Sean Lemass
Sean Lemass
John Francis Lemass; (15 July 1899 – 11 May 1971), often called the father of modern Ireland, was often pictured with pipe clenched firmly in his prominent teeth. Mr. Lemass was a week-end golfer and horse racing enthusiast who liked a game of cards but loved to smoke his pipe. He had been a heavy pipe smoker all his life, smoking almost a pound of tobacco a week in later life.
Born in Dublin in 1899 Lemass was a veteran of the Easter Rising in 1916. He fought in the War of Independence and was imprisoned in Ballykinlar in County Down for a year. He opposed the Anglo-Irish Treaty and fought against the Michael Collins Free State in the subsequent Civil War. He was among the rebels who occupied the Four Courts which were famously bombed by the Free State forces. He was again interned in Mountjoy and the Curragh.

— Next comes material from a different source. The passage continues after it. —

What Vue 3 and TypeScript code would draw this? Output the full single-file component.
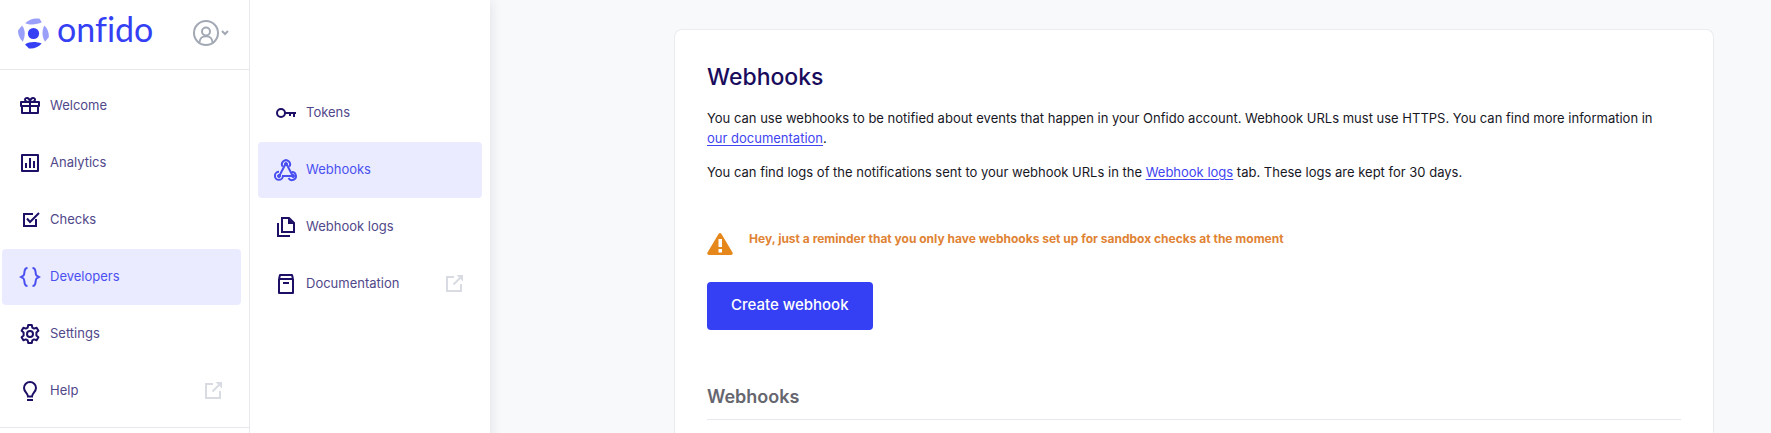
<script setup lang="ts">
interface NavItem {
  label: string
  icon: string
  active?: boolean
  external?: boolean
}

const primaryItems: NavItem[] = [
  { label: 'Welcome', icon: 'gift' },
  { label: 'Analytics', icon: 'chart' },
  { label: 'Checks', icon: 'check' },
  { label: 'Developers', icon: 'braces', active: true },
  { label: 'Settings', icon: 'gear' },
  { label: 'Help', icon: 'bulb', external: true },
]

const developerItems: NavItem[] = [
  { label: 'Tokens', icon: 'key' },
  { label: 'Webhooks', icon: 'webhook', active: true },
  { label: 'Webhook logs', icon: 'files' },
  { label: 'Documentation', icon: 'book', external: true },
]

const menus = [
  { name: 'Main', kind: 'primary', items: primaryItems },
  { name: 'Developers', kind: 'secondary', items: developerItems },
]
</script>

<template>
  <div class="page">
    <aside v-for="menu in menus" :key="menu.name" class="sidebar" :class="menu.kind">
      <header v-if="menu.kind === 'primary'" class="brand-bar">
        <a href="#" class="brand">
          <svg class="brand-mark" width="32" height="32" viewBox="0 0 32 32" aria-hidden="true">
            <circle cx="16.500" cy="16.500" r="5.600" fill="#353ff4" />
            <path d="M8.200 6.200C12 2 18 .6 22.600 1.800L24.800 5.300C20 7.800 13 8.200 8.200 6.200Z" fill="#9a9ffa" />
            <path d="M5 8.600C8.500 13 8.500 19 5.800 24.800C2.500 21.500 1 18 1 13.500Z" fill="#9a9ffa" />
            <path d="M27.300 8.500C30.800 11.500 32 16 31.800 20.300L28 24.800C24.800 19.500 24.800 13.500 27.300 8.500Z" fill="#9a9ffa" />
            <path d="M8 27.500C12.500 24.600 18.500 24.300 24.700 26.600C21 30.500 16.500 32 12 31.400Z" fill="#353ff4" />
          </svg>
          <span class="brand-name">onfido</span>
        </a>
        <button type="button" class="account" aria-label="Account menu">
          <svg width="26" height="26" viewBox="0 0 26 26" fill="none" stroke="#a2a8b4" stroke-width="2" aria-hidden="true">
            <circle cx="13" cy="13" r="12" />
            <circle cx="13" cy="11.500" r="4" />
            <path d="M6.500 22.500C6.500 14 19.500 14 19.500 22.500" />
          </svg>
          <svg width="8" height="6" viewBox="0 0 8 6" fill="none" stroke="#a2a8b4" stroke-width="2" aria-hidden="true">
            <path d="M1 1l3 3 3-3" />
          </svg>
        </button>
      </header>
      <nav class="menu" :aria-label="menu.name">
        <a
          v-for="item in menu.items"
          :key="item.label"
          href="#"
          class="menu-item"
          :class="{ active: item.active }"
        >
          <svg class="icon" width="24" height="24" viewBox="0 0 24 24" fill="none" stroke="currentColor" stroke-width="2" aria-hidden="true">
            <template v-if="item.icon === 'gift'">
              <path d="M3 8h18v4H3zM4 12v7h16v-7M12 8v11" stroke-linejoin="round" />
              <path d="M12 8C10 8 7 7.500 7 5.500S11.500 2.500 12 8C12.500 2.500 17 3.500 17 5.500S14 8 12 8" />
            </template>
            <template v-else-if="item.icon === 'chart'">
              <path d="M4 4h16v16H4z" stroke-linejoin="round" />
              <path d="M8 12v5M12 7v10M16 10v7" />
            </template>
            <template v-else-if="item.icon === 'check'">
              <path d="M15 6H6v12h12v-7M9 10.500l3 3.500L21 5" />
            </template>
            <template v-else-if="item.icon === 'braces'">
              <path d="M9.500 3C5 3 7.500 8 5.500 10.500L3 12l2.500 1.500C7.500 16 5 21 9.500 21M14.500 3C19 3 16.500 8 18.500 10.500L21 12l-2.500 1.500C16.500 16 19 21 14.500 21" />
            </template>
            <template v-else-if="item.icon === 'gear'">
              <path
                d="M10.200 3h3.600l.5 2.600 1.800 1 2.500-.9 1.800 3.100-2 1.700v3l2 1.700-1.800 3.100-2.500-.9-1.800 1-.5 2.600h-3.600l-.5-2.600-1.800-1-2.500.9-1.800-3.100 2-1.700v-3l-2-1.700 1.800-3.100 2.500.9 1.800-1z"
                stroke-linejoin="round"
              />
              <circle cx="12" cy="12" r="3" />
            </template>
            <template v-else-if="item.icon === 'bulb'">
              <path d="M10 17.500C10 14 6 13 6 9a6 6 0 0 1 12 0c0 4-4 5-4 8.500zM9 21h6" />
            </template>
            <template v-else-if="item.icon === 'key'">
              <circle cx="7" cy="12" r="4" />
              <path d="M11 12h11M16 12v3M20 12v4" />
            </template>
            <template v-else-if="item.icon === 'webhook'">
              <path d="M8.800 8.700A4 4 0 1 1 15.200 8.700M5 13.800A4 4 0 1 0 8.900 18H19M14.500 20.100A4 4 0 1 0 17.600 14.100" />
              <path d="M11.500 6L5.500 17.500M12.500 6L18.500 17.500" />
              <circle cx="12" cy="6" r="1.500" fill="currentColor" stroke-width="1" />
              <circle cx="5" cy="18" r="1.500" fill="currentColor" stroke-width="1" />
              <circle cx="19" cy="18" r="1.500" fill="currentColor" stroke-width="1" />
            </template>
            <template v-else-if="item.icon === 'files'">
              <path d="M4 8v13h12M8 3h7l5 5v9H8z" />
              <path d="M14 3v6h6z" fill="currentColor" stroke="none" />
            </template>
            <template v-else>
              <path d="M5 7v14h14V7zM5 7l1-4h12l1 4M9 11h6" stroke-linejoin="round" />
            </template>
          </svg>
          <span class="menu-label">{{ item.label }}</span>
          <svg v-if="item.external" class="external" width="18" height="18" viewBox="0 0 18 18" fill="none" stroke="#d8dce2" stroke-width="2" aria-hidden="true">
            <path d="M9 2H2v14h14V9M8.500 9.500L15 3" />
            <path d="M11.500 0H18v6.500z" fill="#d8dce2" stroke="none" />
          </svg>
        </a>
      </nav>
    </aside>

    <main class="content">
      <section class="card">
        <h1 class="title">Webhooks</h1>
        <p class="text">
          You can use webhooks to be notified about events that happen in your Onfido account. Webhook URLs must use
          HTTPS. You can find more information in <a href="#">our documentation</a>.
        </p>
        <p class="text">
          You can find logs of the notifications sent to your webhook URLs in the <a href="#">Webhook logs</a> tab.
          These logs are kept for 30 days.
        </p>
        <div class="notice" role="status">
          <svg width="26" height="22" viewBox="0 0 26 22" aria-hidden="true">
            <path d="M11.500 1Q13-.8 14.500 1L25.500 19.500Q26.200 22 24 22H2Q-.2 22 .5 19.500Z" fill="#e6871b" />
            <path d="M11.500 6h3.500v8h-3.500zM11.500 16h3.500v3.500h-3.500z" fill="#fff" />
          </svg>
          <strong>Hey, just a reminder that you only have webhooks set up for sandbox checks at the moment</strong>
        </div>
        <button type="button" class="create">Create webhook</button>
        <h2 class="subtitle">Webhooks</h2>
      </section>
    </main>
  </div>
</template>

<style>
body {
  margin: 0;
  background: #f8f9fb;
}
</style>

<style scoped>
.page {
  display: flex;
  min-height: 100vh;
  font-family: Inter, "Liberation Sans", sans-serif;
  font-size: 13px;
  line-height: 20px;
  color: #17171f;
}

.sidebar {
  box-sizing: border-box;
  flex: none;
  background: #fff;
}

.primary {
  width: 250px;
  border-right: 1px solid #e8e8ed;
}

.secondary {
  width: 240px;
  padding-top: 77px;
  box-shadow: 0 0 12px rgba(30, 30, 60, 0.12);
  clip-path: inset(0 -16px 0 0);
}

.brand-bar {
  display: flex;
  align-items: center;
  justify-content: space-between;
  box-sizing: border-box;
  height: 70px;
  padding: 0 20px 4px 17px;
  border-bottom: 1px solid #e8e8ed;
}

.brand {
  display: flex;
  align-items: center;
  gap: 8px;
  color: #353ff4;
  text-decoration: none;
}

.brand-name {
  padding-bottom: 8px;
  font-family: Lato, sans-serif;
  font-size: 34px;
  font-variant-ligatures: none;
  line-height: 36px;
}

.account {
  display: flex;
  align-items: center;
  gap: 2px;
  padding: 0;
  border: 0;
  background: none;
}

.menu {
  display: flex;
  flex-direction: column;
  gap: 1px;
  padding: 8px;
}

.primary .menu {
  padding-left: 2px;
  border-bottom: 1px solid #e8e8ed;
}

.menu-item {
  display: flex;
  align-items: center;
  gap: 8px;
  box-sizing: border-box;
  height: 56px;
  padding: 0 19px 0 16px;
  border-radius: 4px;
  color: #1d0f66;
  text-decoration: none;
}

.menu-label {
  flex: 1;
  padding-bottom: 2px;
  color: #51488a;
}

.active,
.active .menu-label {
  color: #4a50f0;
}

.active {
  background: #ebebff;
}

.content {
  display: flex;
  flex: 1;
  min-width: 0;
  padding: 29px 57px 0 184px;
}

.card {
  box-sizing: border-box;
  flex: 1;
  min-width: 0;
  padding: 32px;
  border: 1px solid #ebecf0;
  border-bottom: 0;
  border-radius: 8px 8px 0 0;
  background: #fff;
}

.title {
  margin: 0 0 16px;
  font-size: 23px;
  font-weight: 500;
  line-height: 30px;
  color: #1a0c5c;
}

.text {
  margin: 0 0 14px;
}

.text a {
  color: #4145f0;
  text-underline-offset: 2px;
  white-space: nowrap;
}

.notice {
  display: flex;
  gap: 16px;
  margin-top: 47px;
  font-size: 12px;
  color: #e08334;
}

.notice svg {
  flex: none;
  margin-top: 4px;
}

.create {
  display: block;
  height: 48px;
  margin-top: 27px;
  padding: 0 24px 3px;
  border: 0;
  border-radius: 4px;
  background: #353ff4;
  font: 500 15px Inter, sans-serif;
  color: #fff;
}

.subtitle {
  margin: 55px 0 0;
  padding-bottom: 10px;
  border-bottom: 1px solid #e8e8ee;
  font-size: 18px;
  font-weight: 600;
  line-height: 24px;
  color: #66666f;
}
</style>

Following the Easter Rising, Lemass remained active in the Irish Volunteers, carrying out raids for arms.
Until November 1920, Lemass remained a part-time member of the Volunteers. In that month, during the height of the Irish War of Independence, twelve members of the Dublin Brigade of the IRA took part in an attack on British agents living in Dublin, whose names and addresses had been leaked to Collins by his network of spies.
The group was under the leadership of Michael Collins. The names[note 1] of those who carried out Collins' orders on the morning of 21 November 1920 were not disclosed until author Tim Pat Coogan mentioned them in his book on the history of the IRA, published in 1970. Coogan identified Lemass as taking part in the killing of a British agent as a member of "Apostles" entourage that killed fourteen and wounded five British agents of the Cairo Gang. That day, 21 November 1920, became known as Bloody Sunday.
Lemass was arrested in December 1920 and interned at Ballykinlar Camp, County Down.
He was first elected to the Irish parliament in 1924 as member of Sinn Fein and was re-elected from his Dublin South constituency at every election that followed, up until his retirement in 1969. With DeValera he was a founder member of the new Fianna Fail party in 1926 which had abandoned armed struggle in favour of using political means to achieve its goals. He served as Minister for Commerce, Minister for Supplies and finally as Tanaiste (Deputy-Taoiseach) before being elected leader in 1959. His dealings in economic matters on behalf of the State were to serve him well.